ストリング面の縦の中心線上から横に外れた場合はストリングの両端の取り付け位置の距離が短くなるだけで、力の働き方は同じです。
● ラケット・ストリング面の反発力のメカニズム
・ストリングの張り上がりテンション(So)、太さ(直径A)、素材の硬さ(ヤング率E)、たわみ量Xが大きいほど、復原力F、したがって、反発力は大きくなります。
・ ポリエステルは、 ナイロンやナチュラルに比べて、素材の硬さ(ヤング率E)は大きいので、反発力は大きいですが、たわみ量が少ないので、結果としては、打球したときの反発力、したがって、ボールの飛びは、(常用の衝突速度の範囲では)ナイロンとほとんど変わらなくなります。
・ この反発力、あるいはボールの飛びは,ストリング面の打球位置が同じなら、ボールとラケット・ヘッドの衝突速度でほぼ決まります。
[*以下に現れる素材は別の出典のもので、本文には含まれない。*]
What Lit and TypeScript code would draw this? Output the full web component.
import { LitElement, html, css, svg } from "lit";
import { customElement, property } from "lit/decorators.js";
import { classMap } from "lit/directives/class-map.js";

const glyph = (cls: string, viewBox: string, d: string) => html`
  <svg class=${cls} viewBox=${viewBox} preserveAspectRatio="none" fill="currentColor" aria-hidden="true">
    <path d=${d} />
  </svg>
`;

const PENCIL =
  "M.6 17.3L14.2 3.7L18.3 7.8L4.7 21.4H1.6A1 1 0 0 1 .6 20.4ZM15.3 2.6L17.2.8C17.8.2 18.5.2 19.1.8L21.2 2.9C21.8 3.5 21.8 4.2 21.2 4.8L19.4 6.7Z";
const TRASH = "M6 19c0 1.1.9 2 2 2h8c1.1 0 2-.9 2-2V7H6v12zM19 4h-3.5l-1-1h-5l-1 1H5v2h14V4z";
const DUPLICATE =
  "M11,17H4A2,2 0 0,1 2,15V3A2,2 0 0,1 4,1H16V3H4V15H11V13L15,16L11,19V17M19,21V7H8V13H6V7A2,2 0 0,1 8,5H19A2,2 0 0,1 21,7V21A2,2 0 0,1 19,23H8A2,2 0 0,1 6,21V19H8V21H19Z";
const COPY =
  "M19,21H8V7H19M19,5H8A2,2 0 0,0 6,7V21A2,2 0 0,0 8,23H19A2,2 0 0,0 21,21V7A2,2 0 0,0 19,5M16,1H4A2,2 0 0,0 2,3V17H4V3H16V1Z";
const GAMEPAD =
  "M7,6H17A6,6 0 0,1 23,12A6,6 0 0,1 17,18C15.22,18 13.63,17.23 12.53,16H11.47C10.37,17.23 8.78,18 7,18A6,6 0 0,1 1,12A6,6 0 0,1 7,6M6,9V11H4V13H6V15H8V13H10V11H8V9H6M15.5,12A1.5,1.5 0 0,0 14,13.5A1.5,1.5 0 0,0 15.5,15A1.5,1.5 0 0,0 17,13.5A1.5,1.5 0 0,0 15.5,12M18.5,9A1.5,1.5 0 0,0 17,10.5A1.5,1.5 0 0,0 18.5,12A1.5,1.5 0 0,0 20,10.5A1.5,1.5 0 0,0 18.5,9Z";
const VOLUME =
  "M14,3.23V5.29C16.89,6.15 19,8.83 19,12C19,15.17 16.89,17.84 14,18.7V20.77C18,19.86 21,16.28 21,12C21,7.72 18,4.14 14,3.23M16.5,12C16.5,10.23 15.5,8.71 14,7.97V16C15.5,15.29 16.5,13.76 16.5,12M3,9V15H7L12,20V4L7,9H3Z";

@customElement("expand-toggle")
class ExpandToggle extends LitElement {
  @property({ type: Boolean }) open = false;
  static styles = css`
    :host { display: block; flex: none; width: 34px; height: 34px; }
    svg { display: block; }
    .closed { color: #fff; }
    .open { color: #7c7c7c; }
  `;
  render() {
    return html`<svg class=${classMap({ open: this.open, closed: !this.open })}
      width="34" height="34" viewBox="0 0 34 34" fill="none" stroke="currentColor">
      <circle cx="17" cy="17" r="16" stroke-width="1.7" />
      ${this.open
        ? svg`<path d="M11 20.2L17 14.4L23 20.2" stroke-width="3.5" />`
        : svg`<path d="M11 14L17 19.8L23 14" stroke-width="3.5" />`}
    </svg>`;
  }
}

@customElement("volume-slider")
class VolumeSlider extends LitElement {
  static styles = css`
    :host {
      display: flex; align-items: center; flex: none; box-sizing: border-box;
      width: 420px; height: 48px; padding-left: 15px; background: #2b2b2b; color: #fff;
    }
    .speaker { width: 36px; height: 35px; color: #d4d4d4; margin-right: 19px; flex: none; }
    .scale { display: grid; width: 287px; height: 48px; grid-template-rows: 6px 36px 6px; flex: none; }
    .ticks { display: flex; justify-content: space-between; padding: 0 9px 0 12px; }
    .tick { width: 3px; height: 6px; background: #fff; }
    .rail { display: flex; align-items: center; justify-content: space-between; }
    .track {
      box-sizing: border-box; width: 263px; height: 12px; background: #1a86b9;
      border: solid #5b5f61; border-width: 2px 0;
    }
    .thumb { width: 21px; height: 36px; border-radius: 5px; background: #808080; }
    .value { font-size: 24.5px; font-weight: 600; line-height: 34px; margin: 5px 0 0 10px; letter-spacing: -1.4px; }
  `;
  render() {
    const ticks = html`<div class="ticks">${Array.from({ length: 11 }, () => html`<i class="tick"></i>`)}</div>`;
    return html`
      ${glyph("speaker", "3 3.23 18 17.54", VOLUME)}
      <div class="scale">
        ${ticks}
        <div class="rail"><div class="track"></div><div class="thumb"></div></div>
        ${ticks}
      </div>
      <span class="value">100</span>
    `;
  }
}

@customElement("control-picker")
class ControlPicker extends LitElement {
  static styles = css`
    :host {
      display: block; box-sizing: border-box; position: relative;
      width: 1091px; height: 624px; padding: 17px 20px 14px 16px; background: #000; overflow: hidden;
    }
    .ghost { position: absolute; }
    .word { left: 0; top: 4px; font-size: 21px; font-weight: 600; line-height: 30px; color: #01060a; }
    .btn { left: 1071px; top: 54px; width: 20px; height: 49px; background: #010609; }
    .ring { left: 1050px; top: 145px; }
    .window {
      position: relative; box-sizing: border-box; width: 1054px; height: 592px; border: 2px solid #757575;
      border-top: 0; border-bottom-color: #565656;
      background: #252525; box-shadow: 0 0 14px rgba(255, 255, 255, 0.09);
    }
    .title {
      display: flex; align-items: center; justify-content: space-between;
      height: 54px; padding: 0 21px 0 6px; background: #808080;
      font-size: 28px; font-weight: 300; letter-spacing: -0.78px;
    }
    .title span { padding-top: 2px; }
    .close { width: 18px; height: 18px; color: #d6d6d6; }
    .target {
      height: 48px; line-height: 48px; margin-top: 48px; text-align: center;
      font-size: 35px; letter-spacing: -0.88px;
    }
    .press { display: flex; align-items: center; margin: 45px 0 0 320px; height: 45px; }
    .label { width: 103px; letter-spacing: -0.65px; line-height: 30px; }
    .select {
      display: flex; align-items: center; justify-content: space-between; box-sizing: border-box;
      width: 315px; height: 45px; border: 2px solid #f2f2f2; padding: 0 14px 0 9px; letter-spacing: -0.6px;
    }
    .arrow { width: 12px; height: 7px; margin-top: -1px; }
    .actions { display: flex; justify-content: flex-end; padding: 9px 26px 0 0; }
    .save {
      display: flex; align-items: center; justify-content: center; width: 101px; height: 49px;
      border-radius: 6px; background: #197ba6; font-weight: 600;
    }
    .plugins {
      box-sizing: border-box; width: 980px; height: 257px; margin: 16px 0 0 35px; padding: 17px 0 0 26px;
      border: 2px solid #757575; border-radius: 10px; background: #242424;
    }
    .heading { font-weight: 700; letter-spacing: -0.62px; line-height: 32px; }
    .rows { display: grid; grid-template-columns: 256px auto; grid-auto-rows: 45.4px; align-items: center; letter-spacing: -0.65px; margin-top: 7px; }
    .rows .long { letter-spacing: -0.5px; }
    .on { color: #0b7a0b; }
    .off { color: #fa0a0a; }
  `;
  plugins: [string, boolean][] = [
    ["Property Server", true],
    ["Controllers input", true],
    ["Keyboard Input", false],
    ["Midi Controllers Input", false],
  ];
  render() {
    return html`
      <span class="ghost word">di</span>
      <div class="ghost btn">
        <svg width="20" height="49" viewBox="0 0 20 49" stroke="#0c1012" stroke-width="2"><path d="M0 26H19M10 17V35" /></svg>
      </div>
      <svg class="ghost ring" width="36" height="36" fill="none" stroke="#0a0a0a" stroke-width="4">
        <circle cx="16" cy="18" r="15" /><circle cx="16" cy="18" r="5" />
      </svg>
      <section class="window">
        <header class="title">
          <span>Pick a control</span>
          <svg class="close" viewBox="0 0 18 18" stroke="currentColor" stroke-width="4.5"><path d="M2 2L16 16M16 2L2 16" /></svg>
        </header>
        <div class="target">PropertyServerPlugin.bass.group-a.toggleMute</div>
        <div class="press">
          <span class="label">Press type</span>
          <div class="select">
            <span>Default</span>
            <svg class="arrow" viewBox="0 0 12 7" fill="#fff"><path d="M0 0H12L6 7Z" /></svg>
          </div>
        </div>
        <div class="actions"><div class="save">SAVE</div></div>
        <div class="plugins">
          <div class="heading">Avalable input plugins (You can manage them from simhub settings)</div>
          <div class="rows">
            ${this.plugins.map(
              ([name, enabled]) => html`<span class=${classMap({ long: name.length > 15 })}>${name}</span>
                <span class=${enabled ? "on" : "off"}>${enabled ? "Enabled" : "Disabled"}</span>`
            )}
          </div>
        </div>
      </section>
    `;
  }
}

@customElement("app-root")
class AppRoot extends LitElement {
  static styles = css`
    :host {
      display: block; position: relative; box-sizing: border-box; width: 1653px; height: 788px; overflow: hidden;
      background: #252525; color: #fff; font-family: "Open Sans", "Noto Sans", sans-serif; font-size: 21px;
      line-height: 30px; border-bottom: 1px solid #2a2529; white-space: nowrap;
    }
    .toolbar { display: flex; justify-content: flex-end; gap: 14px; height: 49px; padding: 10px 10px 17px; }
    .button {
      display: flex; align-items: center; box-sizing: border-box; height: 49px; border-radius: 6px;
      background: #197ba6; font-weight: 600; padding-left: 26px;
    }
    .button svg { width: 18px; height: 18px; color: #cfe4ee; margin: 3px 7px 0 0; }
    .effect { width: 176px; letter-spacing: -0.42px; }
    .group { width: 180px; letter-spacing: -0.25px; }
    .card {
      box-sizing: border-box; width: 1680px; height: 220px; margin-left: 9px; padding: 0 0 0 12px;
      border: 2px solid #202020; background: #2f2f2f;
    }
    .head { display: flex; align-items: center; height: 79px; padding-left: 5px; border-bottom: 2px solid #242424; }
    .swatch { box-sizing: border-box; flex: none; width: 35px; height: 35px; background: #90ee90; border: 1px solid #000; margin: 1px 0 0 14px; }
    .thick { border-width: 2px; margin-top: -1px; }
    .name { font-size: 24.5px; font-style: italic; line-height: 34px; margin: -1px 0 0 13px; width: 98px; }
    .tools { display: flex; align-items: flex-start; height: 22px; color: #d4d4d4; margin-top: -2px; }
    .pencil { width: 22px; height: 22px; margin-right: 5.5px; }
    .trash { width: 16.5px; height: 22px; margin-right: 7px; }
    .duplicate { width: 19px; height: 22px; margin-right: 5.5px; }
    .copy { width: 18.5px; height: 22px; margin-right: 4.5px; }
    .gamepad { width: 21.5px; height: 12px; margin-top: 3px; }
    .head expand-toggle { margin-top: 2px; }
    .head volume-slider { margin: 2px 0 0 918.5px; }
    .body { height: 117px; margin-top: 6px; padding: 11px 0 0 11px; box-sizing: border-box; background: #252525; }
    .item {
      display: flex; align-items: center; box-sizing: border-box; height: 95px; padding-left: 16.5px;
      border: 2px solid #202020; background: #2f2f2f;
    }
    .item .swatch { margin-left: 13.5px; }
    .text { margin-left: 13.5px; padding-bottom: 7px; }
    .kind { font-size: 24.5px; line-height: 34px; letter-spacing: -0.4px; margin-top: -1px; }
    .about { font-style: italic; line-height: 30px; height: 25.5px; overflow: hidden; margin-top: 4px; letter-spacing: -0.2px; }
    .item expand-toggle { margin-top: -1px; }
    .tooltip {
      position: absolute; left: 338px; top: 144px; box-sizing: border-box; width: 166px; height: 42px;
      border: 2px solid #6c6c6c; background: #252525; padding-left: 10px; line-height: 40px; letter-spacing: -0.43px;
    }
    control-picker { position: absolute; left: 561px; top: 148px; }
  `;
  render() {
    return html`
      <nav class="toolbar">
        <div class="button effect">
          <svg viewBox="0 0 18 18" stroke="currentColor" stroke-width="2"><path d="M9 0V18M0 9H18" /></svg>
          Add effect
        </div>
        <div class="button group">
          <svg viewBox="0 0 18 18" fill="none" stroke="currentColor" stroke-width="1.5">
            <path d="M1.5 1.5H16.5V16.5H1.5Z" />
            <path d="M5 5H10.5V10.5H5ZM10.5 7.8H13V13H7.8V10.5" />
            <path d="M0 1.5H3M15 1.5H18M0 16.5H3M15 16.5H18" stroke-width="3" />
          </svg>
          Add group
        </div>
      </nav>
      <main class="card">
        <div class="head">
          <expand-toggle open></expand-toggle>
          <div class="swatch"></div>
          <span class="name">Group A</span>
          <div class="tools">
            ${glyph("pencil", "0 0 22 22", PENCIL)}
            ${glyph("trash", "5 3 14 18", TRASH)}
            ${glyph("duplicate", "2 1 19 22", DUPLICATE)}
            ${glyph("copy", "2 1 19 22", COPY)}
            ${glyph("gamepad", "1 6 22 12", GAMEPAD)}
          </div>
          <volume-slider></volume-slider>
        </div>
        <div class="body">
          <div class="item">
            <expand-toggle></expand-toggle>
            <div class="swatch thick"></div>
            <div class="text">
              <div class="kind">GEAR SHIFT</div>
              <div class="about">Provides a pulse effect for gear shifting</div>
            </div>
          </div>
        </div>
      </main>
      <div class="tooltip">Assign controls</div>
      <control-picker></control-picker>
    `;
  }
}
(厳密には、インパクトにおけるボールの変形やフレームの振動などによるエネルギ損失を反発係数という形で考慮します。)
● インパクトにおけるスピン量と打球速度(ボールの飛び)の基本的な割合は、図3、図4の説明のようになります。
・ スイング軌道とラケット・フェイス面の傾きが同じなら、ボールとラケットヘッドの衝突速度が大きいほど、スピン量も打球速度も増大します。
・ ポリエステルのスナップバック効果は、これらの基本的な生成原理に加えて、さらにスピン量が増すということです。
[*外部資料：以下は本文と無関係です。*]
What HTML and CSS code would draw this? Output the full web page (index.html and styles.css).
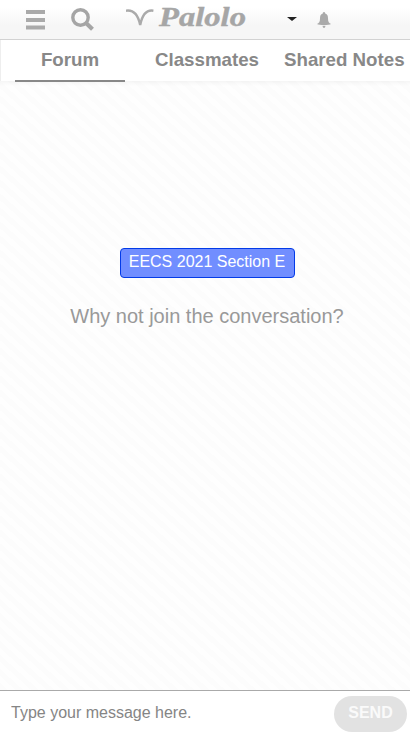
FILE: index.html
```html
<!DOCTYPE html>
<html lang="en">
<head>
<meta charset="utf-8">
<meta name="viewport" content="width=device-width">
<title>Palolo</title>
<link rel="stylesheet" href="styles.css">
</head>
<body>
<header class="topbar">
  <svg class="menu" width="20" height="20" viewBox="0 0 20 20"><path d="M0 0h19v4H0zM0 8h19v4H0zM0 15.5h19v4H0z"/></svg>
  <svg class="search" width="24" height="24" viewBox="0 0 24 24"><circle cx="9.5" cy="9.5" r="7.7"/><path d="M15 15l6.5 6.3"/></svg>
  <svg class="logo" width="122" height="32" viewBox="0 0 122 32"><path d="M0 10.7C8 9.5 12.3 16 14.2 25C16 16 20 9.5 27.4 10.7"/><text x="33" y="25.8" textLength="87" lengthAdjust="spacingAndGlyphs">Palolo</text></svg>
  <span class="caret"></span>
  <svg class="bell" width="14" height="16" viewBox="0 0 14 16"><path d="M7 0C8 0 8.2.8 8.2 1.4C10.5 2 11 4 11 6.5C11 10 12 11.2 14 12C12 13.5 2 13.5 0 12C2 11.2 3 10 3 6.5C3 4 3.5 2 5.8 1.4C5.8.8 6 0 7 0zM5.5 14h3Q8.2 16 7 16T5.5 14z"/></svg>
</header>
<nav class="tabs">
  <a class="tab active">Forum</a>
  <a class="tab classmates">Classmates</a>
  <a class="tab notes">Shared Notes</a>
</nav>
<main class="conversation">
  <span class="course">EECS 2021 Section E</span>
  <p class="prompt">Why not join the conversation?</p>
</main>
<form class="composer">
  <input class="message" placeholder="Type your message here." aria-label="Message">
  <button class="send" type="button">SEND</button>
</form>
</body>
</html>
```
FILE: styles.css
```css
* { box-sizing: border-box; }
body {
  margin: 0;
  height: 735px;
  overflow: hidden;
  display: flex;
  flex-direction: column;
  font-family: "Liberation Sans", Arial, sans-serif;
  background: #fff;
}
.topbar {
  height: 40px;
  flex: none;
  display: flex;
  align-items: flex-start;
  padding-left: 26px;
  border-bottom: 1px solid #d2d2d2;
  background: linear-gradient(#fff 20%, #f6f6f6 65%, #f6f6f6);
}
.topbar svg { flex: none; fill: #aaa; }
.topbar .menu { margin-top: 10px; }
.topbar .search { margin: 8px 0 0 25px; fill: none; stroke: #a5a5a5; stroke-width: 3.4; }
.search path { stroke-width: 4.2; }
.logo { margin-left: 31px; }
.logo path { fill: none; stroke: #aaa; stroke-width: 2.4; }
.logo text {
  font: italic bold 27px "Liberation Serif", serif;
  fill: #a6a6a6;
  stroke: #a6a6a6;
  stroke-width: .4;
}
.caret {
  margin: 17px 0 0 39px;
  border: 5px solid transparent;
  border-top: 4px solid #222;
  border-bottom: 0;
}
.bell { margin: 12px 0 0 20px; }
.tabs {
  height: 41px;
  flex: none;
  display: flex;
  padding-left: 14px;
  border-left: 1px solid #eee;
  background: #fff;
  position: relative;
}
.tab {
  height: 42px;
  font-size: 18.72px;
  font-weight: bold;
  line-height: 40px;
  color: #888;
  white-space: nowrap;
}
.active { width: 110px; text-align: center; border-bottom: 2px solid #888; }
.classmates { width: 104px; margin-left: 30px; }
.notes { margin-left: 25px; }
.conversation {
  flex: 1;
  display: flex;
  flex-direction: column;
  align-items: center;
  padding-top: 167px;
  background:
    linear-gradient(rgba(0, 0, 0, .035), transparent) 0 0 / 100% 5px no-repeat,
    repeating-linear-gradient(42deg, #fcfcfc 0 5.2px, #fefefe 5.2px 10.4px);
}
.course {
  width: 175px;
  height: 30px;
  margin-left: 4px;
  border: 1px solid #033be8;
  border-radius: 4px;
  background: #718eff;
  color: #fff;
  font-size: 16px;
  line-height: 26px;
  text-align: center;
}
.prompt {
  margin: 26px 0 0 4px;
  font-size: 20px;
  line-height: 24px;
  color: #999;
}
.composer {
  height: 45px;
  flex: none;
  display: flex;
  align-items: flex-start;
  border-top: 1px solid #aaa;
  background: #fff;
}
.message {
  width: 334px;
  height: 42px;
  border: 0;
  padding: 1px 11px 0;
  outline: 0;
  font: 16px "Liberation Sans", Arial, sans-serif;
}
.message::placeholder { color: #858585; }
.send {
  width: 73px;
  height: 36px;
  margin-top: 5px;
  padding: 0 0 2px;
  border: 0;
  border-radius: 18px;
  background: #e2e2e2;
  color: #fafafa;
  font: bold 16px "Liberation Sans", Arial, sans-serif;
}
```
● ストリング素材(ナイロンとポリエステル)を変えても、インパクト後に手に伝わる衝撃振動がほとんど変わらないのはなぜか?
(図5,図6参照)
・ 図5は、インパクトにおいて励起される振動モード(変形の形)
:a が主振動(1次)、振幅大、a, b, c, d の順で右側ほど振動数・音が高い
:白と黒の境界線が振動の節、振動の節の振幅はゼロ。
節にボールが当たるとその振動は励起されません
:変形をわかりやすくするために振幅を拡大して表示しています。
・ ラケットの構造上、
ストリング面の振動モード(振動の様式・形) は、ストリング面の中心が腹(振幅が最大)、周辺のフレームに接する部分が節(振幅最小、振動しない)に当たります。
したがって、図6(側面図)のように、フレームのハンドル上の手の握りの位置(グリップ)にはほとんど振動が伝わらないことになります。
(まさに、ラケットは神の発明品:経験の産物です!)
(追記)
● ハイブリッド・ストリングの性能について
・(実験したことはありませんが、)一般的には、縦糸・横糸が、
ポリエステル・ポリエステル、 ポリエステル・ナチュラル、 ポリエステル・ナイロン、ナイロン・ナイロンの場合、
物理的には、同じ状況であれば、ボールの飛びもスピン量も大きくは違いませんが、
たとえば、新しいストリングで、ポリエステル・ポリエステルのスナップバック効果が大きくてスピン量が増大するような場合は、
(エネルギ・バランス的に)打球速度はやや低減し、接触時間はやや長いということになります。
・傾向としては、ポリエステル・ポリエステル、 ポリエステル・ナチュラル、 ポリエステル・ナイロン、ナイロン・ナイロンの順で、スピン量がやや大きく、打球速度がやや落ちるということになりますね。
ポリエステル・ポリエステルが最もスピン量が大きく、打球速度が落ちる傾向にあり、
ナイロン・ナイロンが最も打球速度が速く、スピン量が少ないという傾向になります。
・ インパクトの速度が速いプロの場合は打球速度もスピン量も大きく、縦糸・横糸の素材の組み合わせの違いが大きくなりますが、インパクトの速度が遅い場合は、縦糸・横糸の素材の組み合わせの影響はあまり大きくはないと思います。
インパクトの速度が速くないとスピン量も増加しないので、スイングの技術の方が影響が大きいのではないでしょうか?
フェデラー選手は確か、(昔?)縦・ナチュラル、横・ポリエステル(めずらしい?)だったと思いますが、ナダルほどではなくても、十分なボールの飛びとスピン量を確保していましたね!